Companies that make equipment used to produce semiconductors, such as Lam Research Corp (LRCX) and KLA Corp (KLA), are hoping to avoid any further slump in chip stocks. Optimism improved about semiconductor equipment makers after ASML Holding NV, Europe’s largest semiconductor equipment producer, said today that Q4 sales will likely be higher than consensus as demand remains strong for its advanced chip-making machines.
Chipmakers have been cutting their plans for new equipment due to the slowdown in their business and new U.S. restrictions on doing business with China. Last week, Applied Materials (AMAT), the world’s biggest chip-equipment maker, warned that the new U.S. export restrictions of semiconductor chips to China would cut its Q4 sales by hundreds of millions of dollars.

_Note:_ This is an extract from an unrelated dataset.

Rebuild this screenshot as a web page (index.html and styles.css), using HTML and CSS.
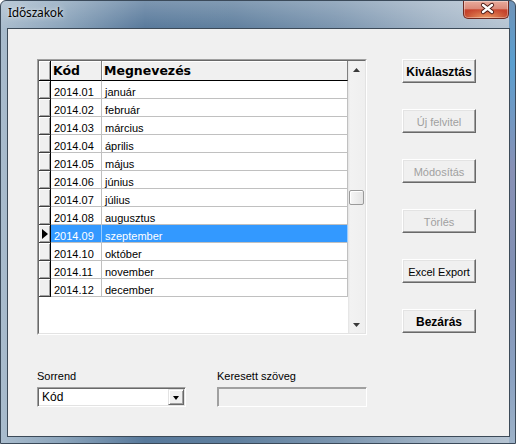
FILE: index.html
```html
<!DOCTYPE html>
<html lang="hu">
<head>
<meta charset="utf-8">
<title>Időszakok</title>
<link rel="stylesheet" href="styles.css">
</head>
<body>
<div class="window">
  <div class="titlebar">
    <span class="title">Időszakok</span>
    <div class="close">
      <svg width="44" height="17" viewBox="0 0 44 17">
        <path d="M19 4 L28 11 M28 4 L19 11" stroke="#4a1a14" stroke-width="4.2" stroke-linecap="round" fill="none"/>
        <path d="M19 4 L28 11 M28 4 L19 11" stroke="#fff" stroke-width="2.4" stroke-linecap="round" fill="none"/>
      </svg>
    </div>
  </div>
  <div class="client">
    <div class="main">
      <div class="datagrid">
        <div class="dg-inner">
          <div class="dg-table">
            <div class="ind hd-ind"></div>
            <div class="hd">Kód</div>
            <div class="hd hd-last">Megnevezés</div>

            <div class="ind"></div><div class="c">2014.01</div><div class="c">január</div>
            <div class="ind"></div><div class="c">2014.02</div><div class="c">február</div>
            <div class="ind"></div><div class="c">2014.03</div><div class="c">március</div>
            <div class="ind"></div><div class="c">2014.04</div><div class="c">április</div>
            <div class="ind"></div><div class="c">2014.05</div><div class="c">május</div>
            <div class="ind"></div><div class="c">2014.06</div><div class="c">június</div>
            <div class="ind"></div><div class="c">2014.07</div><div class="c">július</div>
            <div class="ind"></div><div class="c">2014.08</div><div class="c">augusztus</div>
            <div class="ind cur"><span class="tri"></span></div><div class="c sel">2014.09</div><div class="c sel">szeptember</div>
            <div class="ind"></div><div class="c">2014.10</div><div class="c">október</div>
            <div class="ind"></div><div class="c">2014.11</div><div class="c">november</div>
            <div class="ind"></div><div class="c">2014.12</div><div class="c">december</div>
          </div>
          <div class="sb">
            <div class="sb-btn">
              <svg width="7" height="4" viewBox="0 0 7 4"><path d="M0 4 L3.5 0 L7 4 Z" fill="#3a3a3a"/></svg>
            </div>
            <div class="sb-track"><div class="sb-thumb"></div></div>
            <div class="sb-btn">
              <svg width="7" height="4" viewBox="0 0 7 4"><path d="M0 0 L7 0 L3.5 4 Z" fill="#3a3a3a"/></svg>
            </div>
          </div>
        </div>
      </div>
      <div class="filters">
        <div class="field">
          <span class="lbl">Sorrend</span>
          <div class="select">
            <span class="sel-text">Kód</span>
            <span class="dd-btn"><span class="dd-arrow"></span></span>
          </div>
        </div>
        <div class="field">
          <span class="lbl">Keresett szöveg</span>
          <div class="textbox"></div>
        </div>
      </div>
    </div>
    <div class="buttons">
      <div class="btn bold">Kiválasztás</div>
      <div class="btn disabled">Új felvitel</div>
      <div class="btn disabled">Módosítás</div>
      <div class="btn disabled">Törlés</div>
      <div class="btn">Excel Export</div>
      <div class="btn bold">Bezárás</div>
    </div>
  </div>
</div>
</body>
</html>
```
FILE: styles.css
```css
* { box-sizing: border-box; }

html, body {
  margin: 0;
  padding: 0;
  width: 516px;
  height: 444px;
  overflow: hidden;
  font-family: "Liberation Sans", Arial, sans-serif;
}

.window {
  width: 516px;
  height: 444px;
  display: flex;
  flex-direction: column;
  border: 1px solid #3b4a5a;
  border-radius: 6px 6px 0 0;
  padding: 0 5px 6px 6px;
  background:
    linear-gradient(180deg, #6f93b8 0%, #5a9fd0 14%, #8891b6 38%, #8290b4 60%, #8ba2c2 85%, #9db2c8 100%) right top / 6px 100% no-repeat,
    linear-gradient(180deg, rgba(255,255,255,0.22) 0px, rgba(255,255,255,0) 28px),
    linear-gradient(90deg, #a9bccd 0%, #8ba4bb 12%, #58799b 28%, #5f7f9e 45%, #7b95af 65%, #a2b4c6 85%, #b7c5d3 100%);
}

.titlebar {
  height: 27px;
  display: flex;
  align-items: flex-start;
}

.title {
  padding: 4px 0 0 1px;
  font-family: "Noto Sans", "Open Sans", sans-serif;
  font-size: 12px;
  line-height: 16px;
  letter-spacing: -0.2px;
  color: #000;
  text-shadow: 0 0 6px rgba(255,255,255,0.75), 0 0 3px rgba(255,255,255,0.5);
}

.close {
  margin-left: auto;
  margin-right: 1px;
  width: 46px;
  height: 18px;
  border: 1px solid #6e2a22;
  border-top: none;
  border-radius: 0 0 5px 5px;
  background:
    radial-gradient(ellipse 60% 55% at 50% 100%, rgba(245,170,110,0.9) 0%, rgba(245,170,110,0) 100%),
    linear-gradient(180deg, #e9ab9c 0%, #dc8a7a 45%, #c8462f 52%, #b9331f 100%);
  box-shadow: inset 0 0 0 1px rgba(255,255,255,0.35);
  display: flex;
}

.client {
  flex: 1;
  border: 1px solid #3c4a58;
  background: #f0f0f0;
  display: flex;
  padding: 30px 0 0 29px;
  gap: 35px;
}

.main {
  width: 330px;
  display: flex;
  flex-direction: column;
}

/* Data grid */
.datagrid {
  height: 276px;
  border: 1px solid;
  border-color: #a0a0a0 #ffffff #ffffff #a0a0a0;
}

.dg-inner {
  height: 100%;
  border: 1px solid;
  border-color: #696969 #e3e3e3 #e3e3e3 #696969;
  background: #fff;
  display: flex;
}

.dg-table {
  width: 309px;
  display: grid;
  grid-template-columns: 12px 51px 246px;
  grid-template-rows: 20px;
  grid-auto-rows: 18px;
  align-content: start;
}

.ind {
  background: #f0f0f0;
  border-right: 1px solid #000;
  border-bottom: 1px solid #404040;
  box-shadow: inset 1px 1px #ffffff, inset -1px -1px #a0a0a0;
  display: flex;
  align-items: center;
  padding-left: 3px;
}

.hd-ind {
  border-bottom: 1px solid #000;
}

.tri {
  width: 0;
  height: 0;
  border-left: 6px solid #000;
  border-top: 5px solid transparent;
  border-bottom: 5px solid transparent;
}

.hd {
  background: #f0f0f0;
  border-bottom: 1px solid #000;
  border-right: 1px solid #808080;
  box-shadow: inset 1px 1px #ffffff;
  padding: 1px 0 0 2px;
  font-family: "DejaVu Sans", Verdana, sans-serif;
  font-weight: bold;
  font-size: 12.5px;
  line-height: 18px;
  color: #000;
  white-space: nowrap;
}

.c {
  border-right: 1px solid #c0c0c0;
  border-bottom: 1px solid #c0c0c0;
  padding: 5px 0 0 3px;
  font-size: 11px;
  line-height: 12px;
  color: #000;
  white-space: nowrap;
}

.c.sel {
  background: #3399ff;
  color: #fff;
  border-right-color: #99ccff;
}

/* Scrollbar */
.sb {
  width: 17px;
  display: flex;
  flex-direction: column;
  background: linear-gradient(90deg, #e2e2e2 0px, #f2f2f2 2px, #efefef 100%);
}

.sb-btn {
  height: 17px;
  display: flex;
  align-items: center;
  justify-content: center;
}

.sb-track {
  flex: 1;
  padding-top: 112px;
}

.sb-thumb {
  height: 15px;
  margin-left: 1px;
  width: 15px;
  border: 1px solid #9a9a9a;
  border-radius: 2px;
  background: linear-gradient(90deg, #f6f6f6, #e4e4e4);
  box-shadow: inset 1px 1px #ffffff;
}

/* Filters */
.filters {
  display: flex;
  gap: 31px;
  margin-top: 35px;
}

.field {
  display: flex;
  flex-direction: column;
  gap: 4px;
}

.lbl {
  font-size: 11px;
  line-height: 13px;
  color: #000;
  white-space: nowrap;
}

.select {
  width: 149px;
  height: 20px;
  border: 1px solid;
  border-color: #a0a0a0 #ffffff #ffffff #a0a0a0;
  box-shadow: inset 1px 1px #696969, inset -1px -1px #e3e3e3;
  padding: 1px;
  background: #fff;
  display: flex;
}

.sel-text {
  flex: 1;
  padding-left: 3px;
  font-size: 12px;
  line-height: 16px;
  color: #000;
}

.dd-btn {
  width: 16px;
  height: 16px;
  border: 1px solid;
  border-color: #e3e3e3 #696969 #696969 #e3e3e3;
  box-shadow: inset 1px 1px #ffffff, inset -1px -1px #a0a0a0;
  background: #f0f0f0;
  display: flex;
  align-items: center;
  justify-content: center;
}

.dd-arrow {
  width: 0;
  height: 0;
  border-top: 4px solid #000;
  border-left: 3.5px solid transparent;
  border-right: 3.5px solid transparent;
  margin-top: 1px;
}

.textbox {
  width: 150px;
  height: 20px;
  border: 1px solid;
  border-color: #a0a0a0 #ffffff #ffffff #a0a0a0;
  box-shadow: inset 1px 1px #a0a0a0, inset -1px -1px #f0f0f0;
  background: #f0f0f0;
}

/* Buttons */
.buttons {
  width: 74px;
  display: flex;
  flex-direction: column;
  gap: 26px;
}

.btn {
  height: 24px;
  border: 1px solid;
  border-color: #ffffff #696969 #696969 #ffffff;
  box-shadow: inset -1px -1px #a0a0a0, inset 1px 1px #e3e3e3;
  background: #f0f0f0;
  display: flex;
  align-items: center;
  justify-content: center;
  padding-top: 1px;
  font-size: 11px;
  color: #000;
  white-space: nowrap;
}

.btn.bold {
  font-weight: bold;
  font-size: 12px;
}

.btn.disabled {
  color: #a0a0a0;
}
```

According to Bloomberg data, analysts have slashed 2022 revenue estimates for companies in the benchmark Philadelphia Semiconductor Index ($SOX) by 20% since the end of June. However, the average estimate for Lam Research has only been cut by 11% and has only been cut by 5% for KLA Corp. More insight about the depth of the downturn could come later today when Lam Research reports its quarterly earnings.

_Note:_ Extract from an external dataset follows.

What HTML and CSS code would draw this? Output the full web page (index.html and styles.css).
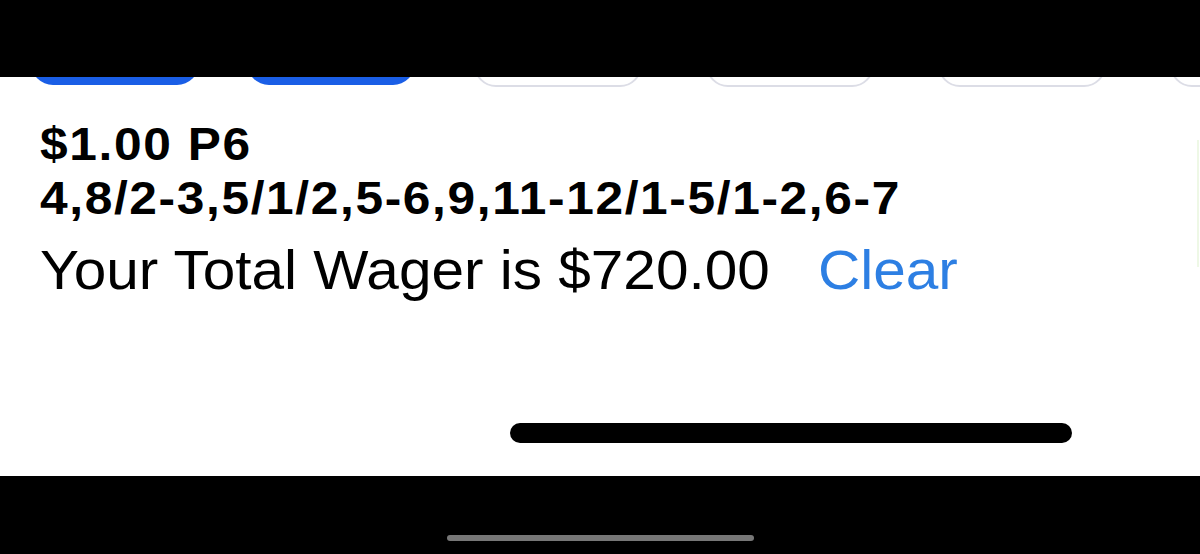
FILE: index.html
```html
<!DOCTYPE html>
<html lang="en">
<head>
<meta charset="utf-8">
<title>Wager</title>
<link rel="stylesheet" href="styles.css">
</head>
<body>
<div class="screen">
  <div class="topbar"></div>
  <main class="sheet">
    <div class="chips">
      <div class="chip-group">
        <button class="chip chip-primary"></button>
        <button class="chip chip-primary"></button>
      </div>
      <div class="chip-group chip-group-secondary">
        <button class="chip chip-outline"></button>
        <button class="chip chip-outline"></button>
        <button class="chip chip-outline"></button>
        <button class="chip chip-outline"></button>
      </div>
    </div>
    <section class="ticket">
      <div class="bet-line">$1.00 P6</div>
      <div class="bet-line">4,8/2-3,5/1/2,5-6,9,11-12/1-5/1-2,6-7</div>
      <div class="total-line">Your Total Wager is $720.00<a class="clear-link">Clear</a></div>
    </section>
    <div class="side-accent"></div>
    <div class="home-indicator"></div>
  </main>
  <div class="bottombar"><div class="grabber"></div></div>
</div>
</body>
</html>
```
FILE: styles.css
```css
html, body {
  margin: 0;
  padding: 0;
  background: #000;
}
.screen {
  width: 1200px;
  height: 554px;
  display: flex;
  flex-direction: column;
  font-family: "Liberation Sans", Arial, sans-serif;
}
.topbar {
  height: 77px;
  background: #000;
  flex: none;
}
.sheet {
  position: relative;
  height: 399px;
  flex: none;
  background: #fff;
  overflow: hidden;
  display: flex;
  flex-direction: column;
}
.chips {
  display: flex;
  gap: 59px;
  margin-top: -42px;
  padding-left: 31px;
  height: 52px;
  align-items: flex-start;
  flex: none;
}
.chip-group {
  display: flex;
  gap: 48px;
  align-items: flex-start;
}
.chip-group-secondary {
  gap: 64px;
}
.chip {
  display: block;
  width: 168px;
  border-radius: 22px;
  padding: 0;
  margin: 0;
  box-sizing: border-box;
  flex: none;
}
.chip-primary {
  height: 50px;
  background: #1a5ee6;
  border: none;
}
.chip-outline {
  height: 52px;
  background: #fff;
  border: 2px solid #dcdde6;
}
.ticket {
  margin-top: 30px;
  padding-left: 40px;
  color: #000;
  flex: none;
}
.bet-line {
  font-size: 46px;
  font-weight: bold;
  line-height: 54px;
  letter-spacing: 1.5px;
  white-space: nowrap;
  transform: scaleX(1.08);
  transform-origin: left center;
}
.total-line {
  margin-top: 13px;
  font-size: 56px;
  line-height: 64px;
  white-space: nowrap;
  transform: scaleX(1.045);
  transform-origin: left center;
}
.clear-link {
  color: #2d7fe3;
  margin-left: 46px;
}
.side-accent {
  position: absolute;
  right: 1px;
  top: 63px;
  width: 2px;
  height: 127px;
  background: #eef8e6;
}
.home-indicator {
  margin-top: 121px;
  margin-left: 510px;
  width: 562px;
  height: 20px;
  border-radius: 10px;
  background: #000;
  flex: none;
}
.bottombar {
  height: 78px;
  background: #000;
  flex: none;
  padding-top: 59px;
  box-sizing: border-box;
}
.grabber {
  margin-left: 447px;
  width: 307px;
  height: 6px;
  border-radius: 3px;
  background: #777;
}
```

Morgan Stanley said “conditions will worsen” for chip-equipment stocks after Taiwan Semiconductor Manufacturing Co, the world’s largest contract semiconductor manufacturer, announced a 10% reduction to its capital spending last week. On Monday, Morgan Stanley cut its price targets for Applied Materials, Lam Research, and KLA Corp, noting that conditions are set to worsen for semiconductor equipment makers as capital expenditures at memory and logic chipmakers shrink.
Investors are hoping that the recent slump in the share prices of chip-equipment stocks will insulate the stock from further cuts in earnings estimates. Shares of Lam Research and Applied Materials have lost half of their value this year. Meanwhile, KLA Corp is down -37%, and ASML has fallen more than -40%. The sell-off in the chip-equipment stocks has cheapened their valuations, with most of them selling for 12 times estimated earnings or less. Mizuho Securities, however, warns that “this is not a normal equity market by any means and additional downside is always possible.”